Enfrente del entramado de poderes gubernamentales, económicos, judiciales, mediáticos y de cualquier tipo, y todos ellos con el aparato de violencia “legal” a su servicio, está el conjunto de la sociedad. Y la sociedad, que por naturaleza es heterogénea, diversa, múltiple, compleja, contradictoria y en alguna medida impredecible, en ciertas circunstancias es capaz de producir comportamientos políticos que aún desde la más extrema inferioridad de condiciones pueden crearle problemas a los verdugos.

La referencia histórica más ejemplar en ese sentido es el movimiento de derechos humanos que resistió a la dictadura genocida. Militantes heroicos/as, a veces movidos por su dolor personal convertido en lucha –así se crearon como organizaciones las Madres y las Abuelas de Plaza de Mayo–, que desde grupos humanos relativamente chicos en cantidad de personas fueron capaces de ganar legitimidad social, despertar y mantener activa la conciencia moral del pueblo, y crecer como expresiones de acción política contra los criminales de la dictadura y sus descendientes de hoy.

Así, con esas raíces históricamente construidas para la lucha colectiva, hoy hay importantes sectores de la población que resisten contra la devastación del país y la creciente violencia del bloque dominante.

Desde lo “micro” a lo máximo. Desde las semillas invisibles y muchas veces anónimas, hasta sus frutos políticos florecidos y socializados.

Desde haber presentado, pocas semanas después del encarcelamiento de Milagro Sala, una denuncia ante la Comisión Interamericana de Derechos Humanos, hasta las campañas de difusión y concientización que se hicieron desde entonces para exigir su libertad.

Desde el riguroso trabajo en los laberintos judiciales de las abogadas y abogados que defienden a Milagro, hasta lograr su actual prisión domiciliaria, donde la siguen humillando pero ella está fuera de la cárcel.

Desde la militancia persistente de las organizaciones feministas, hasta la creación de conciencia contra los femicidios y su reflejo en repetidas y multitudinarias marchas contra la violencia machista, desde el 3 de junio de 2015 –primera movilización con la consigna #NiUnaMenos– en adelante.

Desde la valiente labor de abogados de derechos humanos, fiscales y jueces (raros dentro de la judicatura y por ello mismo imprescindibles) que continúan llevando adelante el juzgamiento penal de los crímenes de la dictadura, hasta la explosión de rechazo social –jamás imaginada por nadie– cuando la Corte Suprema de la derecha resolvió otorgarle el beneficio del 2×1 a un genocida.

Desde la tarea de periodistas más conocidos o menos conocidos que desde el comienzo de la etapa macrista tratan de mostrar la realidad que el aparato mediático dominante oculta, hasta la masivas manifestaciones que el sindicalismo burocrático realiza obligadamente porque siente la presión social.

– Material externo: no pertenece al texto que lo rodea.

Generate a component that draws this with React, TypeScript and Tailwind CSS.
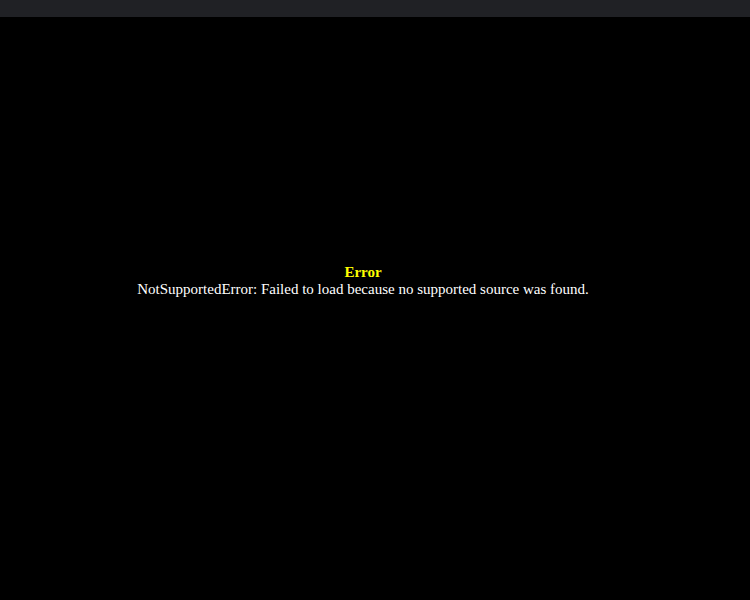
export default function App() {
  return (
    <div className="w-[750px] h-[600px] bg-black flex flex-col overflow-hidden">
      <div className="h-[17px] bg-[#202125] shrink-0" />
      <div className="flex-1 flex flex-col items-center justify-center w-[726px] pb-[55px] text-center font-['Liberation_Serif',serif] text-[15px] leading-[17px]">
        <div className="text-[#ffff00] font-bold">Error</div>
        <div className="text-white">NotSupportedError: Failed to load because no supported source was found.</div>
      </div>
    </div>
  );
}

Desde el estupor, el descreimiento, la angustia, la impotencia, el dolor y la bronca ante las primeras noticias de la desaparición de Santiago Maldonado, hasta la traducción pública, colectiva y en definitiva política de todos esos sentimientos en las multitudes que poblaron este viernes 1º de septiembre la Plaza de Mayo, y también decenas (o quizás centenares) de otras plazas y lugares urbanos del país.

De infinitas formas, en todo tiempo y en cualquier lugar, aún bajo un gobierno que tiene una alianza por momentos monolítica con las corporaciones y con el poder extranjero, la movilización de la sociedad civil en defensa de los intereses generales de la población puede llegar a ser un freno y una contención –no es seguro que lo logre, pero está a la vista que lo intenta– contra un bloque de poder que tras ganar las elecciones presidenciales con su candidato ha retomado un impulso devastador, antidemocrático y cada vez más violento.